Return all the data below as it stands, minus the pictures.

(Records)
====

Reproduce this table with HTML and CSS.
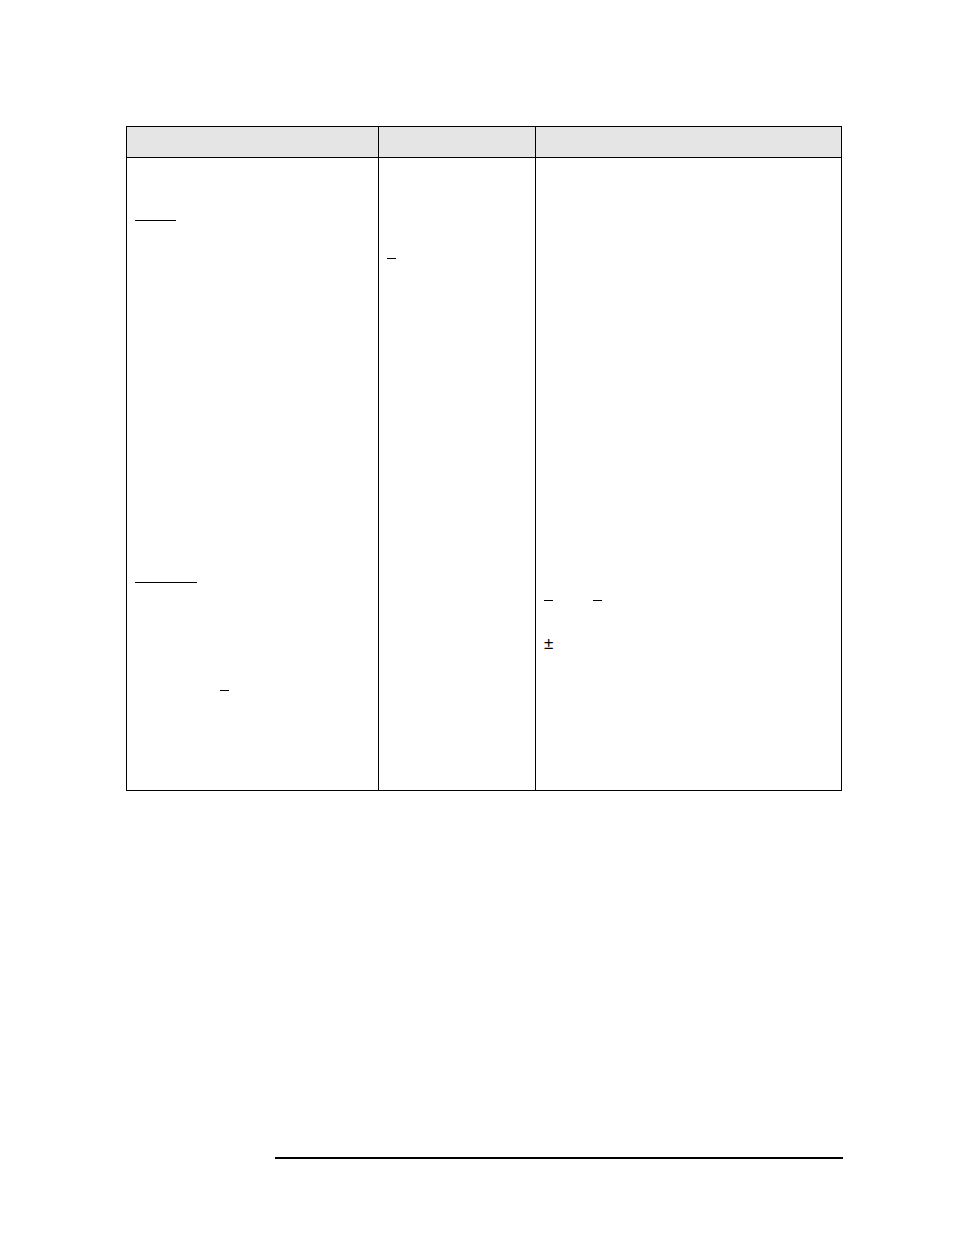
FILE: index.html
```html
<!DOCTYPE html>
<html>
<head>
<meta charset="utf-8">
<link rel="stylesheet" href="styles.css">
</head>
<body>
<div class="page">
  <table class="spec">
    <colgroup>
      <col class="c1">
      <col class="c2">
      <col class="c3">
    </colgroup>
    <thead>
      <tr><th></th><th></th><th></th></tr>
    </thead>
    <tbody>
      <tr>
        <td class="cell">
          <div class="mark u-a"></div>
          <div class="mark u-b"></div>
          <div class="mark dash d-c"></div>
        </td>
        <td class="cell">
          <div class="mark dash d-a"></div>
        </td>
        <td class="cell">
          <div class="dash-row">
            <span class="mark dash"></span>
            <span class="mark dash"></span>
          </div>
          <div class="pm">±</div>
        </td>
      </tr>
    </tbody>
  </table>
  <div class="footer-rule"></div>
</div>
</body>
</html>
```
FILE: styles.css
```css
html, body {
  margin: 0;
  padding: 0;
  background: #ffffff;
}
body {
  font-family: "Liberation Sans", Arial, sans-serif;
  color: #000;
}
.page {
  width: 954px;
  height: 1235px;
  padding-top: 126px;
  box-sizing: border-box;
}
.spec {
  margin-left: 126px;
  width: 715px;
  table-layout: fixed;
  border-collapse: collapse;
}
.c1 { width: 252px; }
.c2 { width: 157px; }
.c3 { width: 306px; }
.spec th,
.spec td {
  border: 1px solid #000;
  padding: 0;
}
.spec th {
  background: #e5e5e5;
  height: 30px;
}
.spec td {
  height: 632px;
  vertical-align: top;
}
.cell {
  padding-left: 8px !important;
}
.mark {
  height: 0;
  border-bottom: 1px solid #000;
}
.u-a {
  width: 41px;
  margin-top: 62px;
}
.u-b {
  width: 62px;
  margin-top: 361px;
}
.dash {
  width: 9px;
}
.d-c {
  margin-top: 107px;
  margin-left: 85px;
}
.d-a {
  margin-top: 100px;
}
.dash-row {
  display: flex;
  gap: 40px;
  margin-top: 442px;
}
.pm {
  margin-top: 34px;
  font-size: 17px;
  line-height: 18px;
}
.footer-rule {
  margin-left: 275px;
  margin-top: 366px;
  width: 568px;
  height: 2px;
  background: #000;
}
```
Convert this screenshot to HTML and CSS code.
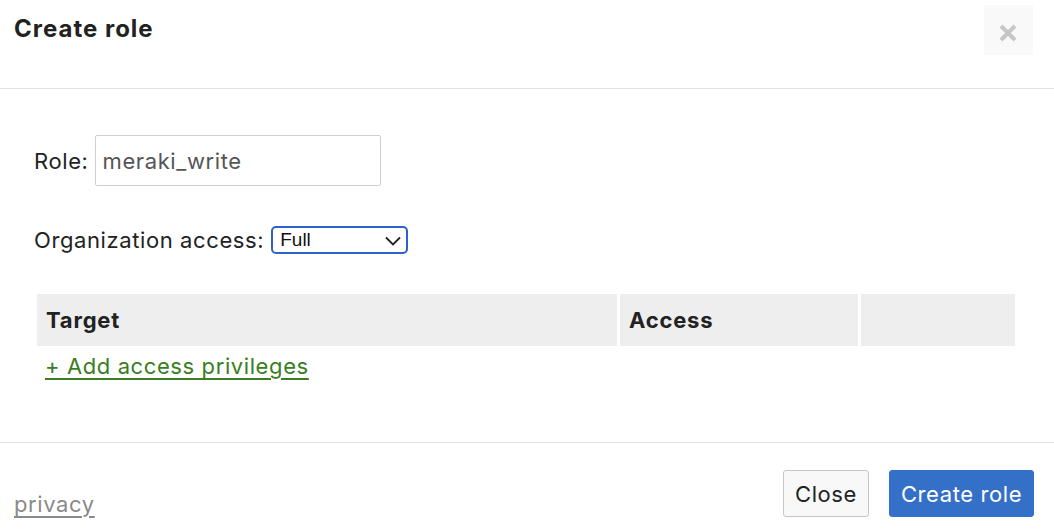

====

* [TASK SOLUTION]:
Reproduce this table with HTML and CSS.
FILE: index.html
```html
<!DOCTYPE html>
<html>
<head>
<meta charset="utf-8">
<link rel="stylesheet" href="styles.css">
</head>
<body>
<div class="page">
  <table class="spec">
    <colgroup>
      <col class="c1">
      <col class="c2">
      <col class="c3">
    </colgroup>
    <thead>
      <tr><th></th><th></th><th></th></tr>
    </thead>
    <tbody>
      <tr>
        <td class="cell">
          <div class="mark u-a"></div>
          <div class="mark u-b"></div>
          <div class="mark dash d-c"></div>
        </td>
        <td class="cell">
          <div class="mark dash d-a"></div>
        </td>
        <td class="cell">
          <div class="dash-row">
            <span class="mark dash"></span>
            <span class="mark dash"></span>
          </div>
          <div class="pm">±</div>
        </td>
      </tr>
    </tbody>
  </table>
  <div class="footer-rule"></div>
</div>
</body>
</html>
```
FILE: styles.css
```css
html, body {
  margin: 0;
  padding: 0;
  background: #ffffff;
}
body {
  font-family: "Liberation Sans", Arial, sans-serif;
  color: #000;
}
.page {
  width: 954px;
  height: 1235px;
  padding-top: 126px;
  box-sizing: border-box;
}
.spec {
  margin-left: 126px;
  width: 715px;
  table-layout: fixed;
  border-collapse: collapse;
}
.c1 { width: 252px; }
.c2 { width: 157px; }
.c3 { width: 306px; }
.spec th,
.spec td {
  border: 1px solid #000;
  padding: 0;
}
.spec th {
  background: #e5e5e5;
  height: 30px;
}
.spec td {
  height: 632px;
  vertical-align: top;
}
.cell {
  padding-left: 8px !important;
}
.mark {
  height: 0;
  border-bottom: 1px solid #000;
}
.u-a {
  width: 41px;
  margin-top: 62px;
}
.u-b {
  width: 62px;
  margin-top: 361px;
}
.dash {
  width: 9px;
}
.d-c {
  margin-top: 107px;
  margin-left: 85px;
}
.d-a {
  margin-top: 100px;
}
.dash-row {
  display: flex;
  gap: 40px;
  margin-top: 442px;
}
.pm {
  margin-top: 34px;
  font-size: 17px;
  line-height: 18px;
}
.footer-rule {
  margin-left: 275px;
  margin-top: 366px;
  width: 568px;
  height: 2px;
  background: #000;
}
```
Convert this screenshot to HTML and CSS code.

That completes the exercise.